15-16 avril 1876. — Les navigations les plus charmantes pour le passager ne sont pas toujours les plus goûtées du marin. A voir l’Emirne filer régulièrement ses dix nœuds, par une mer calme comme on la rencontre toujours sous la ligne, longeant des îles de verdure qui se multiplient sur la route, jetant sa fumée aux forêts de Sumatra qu’on aperçoit de loin, saluant les navires hollandais qu’elle dépasse, presque tout le temps à portée de canon de la terre, on croirait volontiers que le puissant navire est à l’abri de tout danger.
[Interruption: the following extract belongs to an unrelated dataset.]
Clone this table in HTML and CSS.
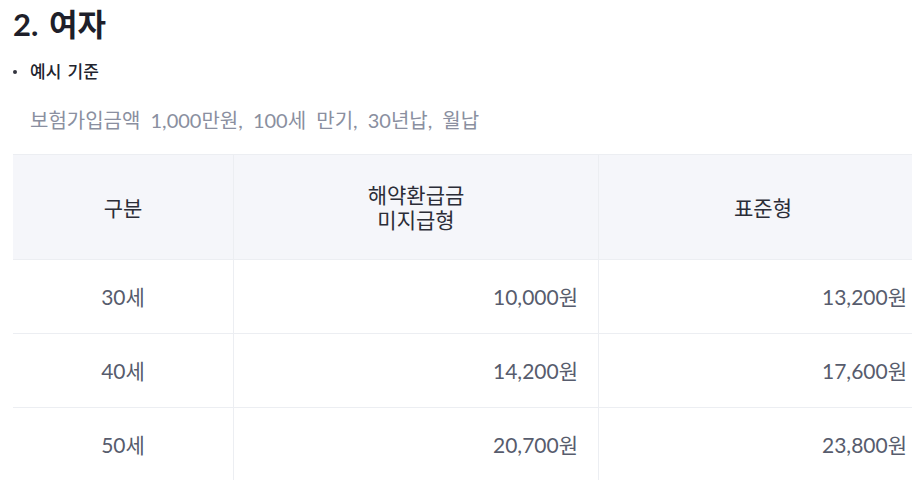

Il n’est pas cependant de traversée plus délicate et, suivant l’expression pittoresque du capitaine, « plus soucieuse. » Mieux vaudraient les rafales de l’Atlantique que cette surface calme et traîtresse qui cache, à quelques brasses sous l’eau, des récifs de coraux et des bancs de sable sur lesquels la moindre erreur de route peut jeter le paquebot. Un voilier entraîné par le courant, un vapeur paralysé par une avarie de machine, surtout lorsqu’ils calent beaucoup, peuvent être jetés à l’improviste sur des écueils où ils se perdent

  1. Voyez la Revue du 15 décembre 1876 et du 1er janvier 1877.